Given exercise: Locate every line in the records below that contains the word "components", and copy each one.

-------- Dataset rows --------

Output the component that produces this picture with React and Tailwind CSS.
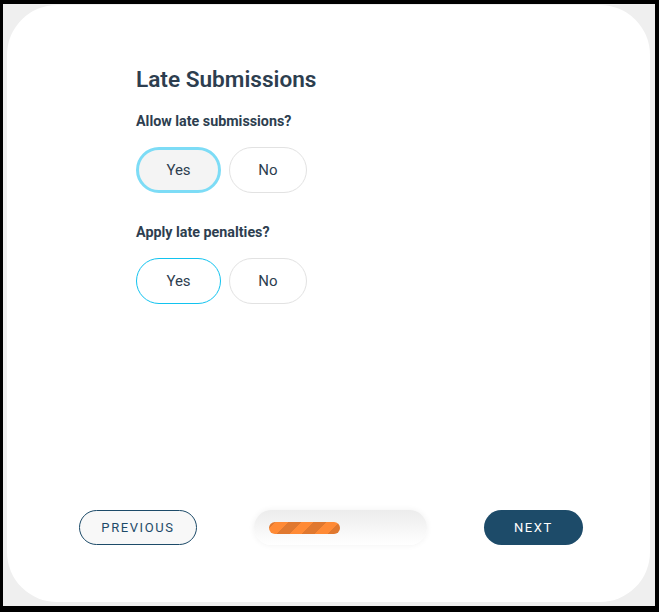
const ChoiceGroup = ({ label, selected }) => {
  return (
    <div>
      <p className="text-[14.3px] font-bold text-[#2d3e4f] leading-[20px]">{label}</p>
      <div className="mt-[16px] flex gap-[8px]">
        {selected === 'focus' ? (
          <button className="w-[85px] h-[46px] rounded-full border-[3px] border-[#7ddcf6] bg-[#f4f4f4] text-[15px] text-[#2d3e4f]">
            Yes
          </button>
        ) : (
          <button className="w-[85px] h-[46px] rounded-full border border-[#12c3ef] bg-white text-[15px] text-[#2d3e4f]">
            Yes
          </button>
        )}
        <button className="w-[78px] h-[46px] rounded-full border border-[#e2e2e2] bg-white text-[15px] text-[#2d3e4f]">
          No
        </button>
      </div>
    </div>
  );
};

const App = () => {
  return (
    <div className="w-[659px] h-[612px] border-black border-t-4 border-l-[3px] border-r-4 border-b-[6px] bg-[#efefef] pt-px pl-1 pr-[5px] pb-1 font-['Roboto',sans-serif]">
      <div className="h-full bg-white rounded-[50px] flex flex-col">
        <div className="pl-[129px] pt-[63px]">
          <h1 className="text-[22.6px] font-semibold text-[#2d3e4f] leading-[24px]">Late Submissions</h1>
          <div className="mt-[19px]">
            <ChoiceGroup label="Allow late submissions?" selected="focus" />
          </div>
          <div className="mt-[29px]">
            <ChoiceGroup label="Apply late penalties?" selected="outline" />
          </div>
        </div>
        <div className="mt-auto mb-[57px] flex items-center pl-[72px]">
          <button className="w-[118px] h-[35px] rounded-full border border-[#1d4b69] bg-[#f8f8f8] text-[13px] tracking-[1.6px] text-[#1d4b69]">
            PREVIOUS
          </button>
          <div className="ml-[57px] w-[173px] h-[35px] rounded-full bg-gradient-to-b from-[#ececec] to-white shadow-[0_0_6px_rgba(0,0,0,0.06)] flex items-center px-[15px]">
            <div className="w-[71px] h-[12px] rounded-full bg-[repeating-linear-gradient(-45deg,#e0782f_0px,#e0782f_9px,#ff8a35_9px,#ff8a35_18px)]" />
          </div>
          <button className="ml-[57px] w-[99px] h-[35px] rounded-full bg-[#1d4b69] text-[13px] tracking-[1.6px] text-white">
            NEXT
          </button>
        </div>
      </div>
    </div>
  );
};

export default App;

--------
-------- Dataset rows --------

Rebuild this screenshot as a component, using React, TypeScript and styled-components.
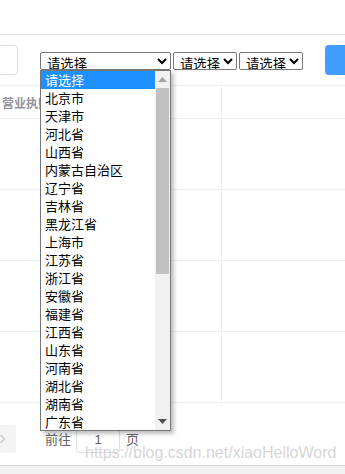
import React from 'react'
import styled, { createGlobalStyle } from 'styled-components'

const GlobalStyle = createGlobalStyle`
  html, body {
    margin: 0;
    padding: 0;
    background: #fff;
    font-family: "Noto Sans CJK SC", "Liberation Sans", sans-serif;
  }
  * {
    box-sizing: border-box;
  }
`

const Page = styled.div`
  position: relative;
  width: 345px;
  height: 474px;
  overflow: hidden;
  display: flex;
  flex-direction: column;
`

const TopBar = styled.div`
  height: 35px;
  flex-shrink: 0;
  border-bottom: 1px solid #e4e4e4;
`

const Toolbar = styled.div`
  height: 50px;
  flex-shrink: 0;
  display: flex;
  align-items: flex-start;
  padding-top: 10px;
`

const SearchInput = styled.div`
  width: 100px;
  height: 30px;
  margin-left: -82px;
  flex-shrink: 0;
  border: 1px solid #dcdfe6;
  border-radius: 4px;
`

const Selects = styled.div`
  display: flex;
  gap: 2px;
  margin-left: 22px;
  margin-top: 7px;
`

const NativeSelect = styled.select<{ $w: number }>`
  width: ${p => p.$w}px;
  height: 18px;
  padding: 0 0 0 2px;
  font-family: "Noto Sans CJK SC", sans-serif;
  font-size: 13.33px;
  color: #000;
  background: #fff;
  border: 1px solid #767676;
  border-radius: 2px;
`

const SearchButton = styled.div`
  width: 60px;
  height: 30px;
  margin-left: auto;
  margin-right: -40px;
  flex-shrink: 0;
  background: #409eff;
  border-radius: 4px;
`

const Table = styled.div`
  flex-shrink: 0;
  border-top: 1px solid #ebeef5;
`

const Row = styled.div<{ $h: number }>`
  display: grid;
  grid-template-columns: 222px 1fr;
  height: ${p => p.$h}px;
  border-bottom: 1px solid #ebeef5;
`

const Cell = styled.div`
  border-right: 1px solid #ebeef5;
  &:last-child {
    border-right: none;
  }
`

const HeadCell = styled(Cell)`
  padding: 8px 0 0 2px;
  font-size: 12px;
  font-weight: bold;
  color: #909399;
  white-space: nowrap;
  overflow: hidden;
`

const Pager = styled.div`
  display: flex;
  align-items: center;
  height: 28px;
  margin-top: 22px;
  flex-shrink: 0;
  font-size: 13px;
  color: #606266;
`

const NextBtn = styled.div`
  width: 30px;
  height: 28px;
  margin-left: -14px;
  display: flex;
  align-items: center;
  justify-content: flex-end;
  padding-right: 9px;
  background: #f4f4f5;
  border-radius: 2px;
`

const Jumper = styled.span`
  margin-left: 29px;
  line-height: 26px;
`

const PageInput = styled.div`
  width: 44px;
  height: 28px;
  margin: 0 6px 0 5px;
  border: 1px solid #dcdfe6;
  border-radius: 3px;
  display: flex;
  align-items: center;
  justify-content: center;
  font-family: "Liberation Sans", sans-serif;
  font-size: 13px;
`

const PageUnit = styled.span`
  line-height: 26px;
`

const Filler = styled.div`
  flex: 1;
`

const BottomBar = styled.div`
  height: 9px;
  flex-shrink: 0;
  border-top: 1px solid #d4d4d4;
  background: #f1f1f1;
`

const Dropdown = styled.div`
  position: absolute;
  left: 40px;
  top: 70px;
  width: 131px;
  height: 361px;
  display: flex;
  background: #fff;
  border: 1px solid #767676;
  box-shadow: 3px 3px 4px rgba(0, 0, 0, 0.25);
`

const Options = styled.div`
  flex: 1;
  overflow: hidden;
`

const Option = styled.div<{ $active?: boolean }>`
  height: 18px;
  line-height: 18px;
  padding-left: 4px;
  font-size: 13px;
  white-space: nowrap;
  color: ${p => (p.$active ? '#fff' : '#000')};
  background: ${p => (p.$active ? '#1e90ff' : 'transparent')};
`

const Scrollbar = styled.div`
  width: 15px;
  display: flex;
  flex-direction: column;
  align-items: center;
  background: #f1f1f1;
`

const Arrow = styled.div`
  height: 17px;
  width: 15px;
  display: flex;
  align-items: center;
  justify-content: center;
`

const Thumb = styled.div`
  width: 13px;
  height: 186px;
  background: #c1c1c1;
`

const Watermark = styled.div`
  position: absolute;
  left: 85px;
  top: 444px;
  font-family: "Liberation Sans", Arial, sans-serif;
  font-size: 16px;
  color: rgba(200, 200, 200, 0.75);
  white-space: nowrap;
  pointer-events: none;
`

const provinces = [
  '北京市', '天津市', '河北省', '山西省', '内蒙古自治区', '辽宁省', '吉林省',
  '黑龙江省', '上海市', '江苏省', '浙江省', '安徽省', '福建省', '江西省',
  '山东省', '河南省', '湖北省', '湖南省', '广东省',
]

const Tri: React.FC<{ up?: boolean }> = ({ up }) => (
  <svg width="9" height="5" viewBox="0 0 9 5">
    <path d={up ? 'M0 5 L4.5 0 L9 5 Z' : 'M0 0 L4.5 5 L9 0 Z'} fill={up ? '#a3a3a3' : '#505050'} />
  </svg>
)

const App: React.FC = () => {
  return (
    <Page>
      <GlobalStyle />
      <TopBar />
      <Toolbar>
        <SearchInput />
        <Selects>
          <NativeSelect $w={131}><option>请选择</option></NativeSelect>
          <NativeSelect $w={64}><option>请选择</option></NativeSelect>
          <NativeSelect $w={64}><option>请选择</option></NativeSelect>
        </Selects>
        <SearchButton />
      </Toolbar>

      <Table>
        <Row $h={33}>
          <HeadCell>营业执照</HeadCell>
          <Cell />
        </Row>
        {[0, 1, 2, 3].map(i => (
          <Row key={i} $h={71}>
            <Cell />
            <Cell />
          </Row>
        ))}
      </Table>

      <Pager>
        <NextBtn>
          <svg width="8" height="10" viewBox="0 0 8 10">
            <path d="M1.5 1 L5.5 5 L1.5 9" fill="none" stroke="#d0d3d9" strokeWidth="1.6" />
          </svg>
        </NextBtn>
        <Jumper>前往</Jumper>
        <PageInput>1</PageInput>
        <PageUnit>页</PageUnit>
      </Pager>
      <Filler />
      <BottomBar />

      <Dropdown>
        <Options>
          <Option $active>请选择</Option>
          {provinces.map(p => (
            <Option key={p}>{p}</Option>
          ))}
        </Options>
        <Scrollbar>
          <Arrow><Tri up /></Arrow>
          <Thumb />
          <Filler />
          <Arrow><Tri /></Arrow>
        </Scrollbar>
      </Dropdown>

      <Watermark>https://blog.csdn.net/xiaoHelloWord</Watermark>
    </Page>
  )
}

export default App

--------

Correct output:
Rebuild this screenshot as a component, using React, TypeScript and styled-components.
import styled, { createGlobalStyle } from 'styled-components'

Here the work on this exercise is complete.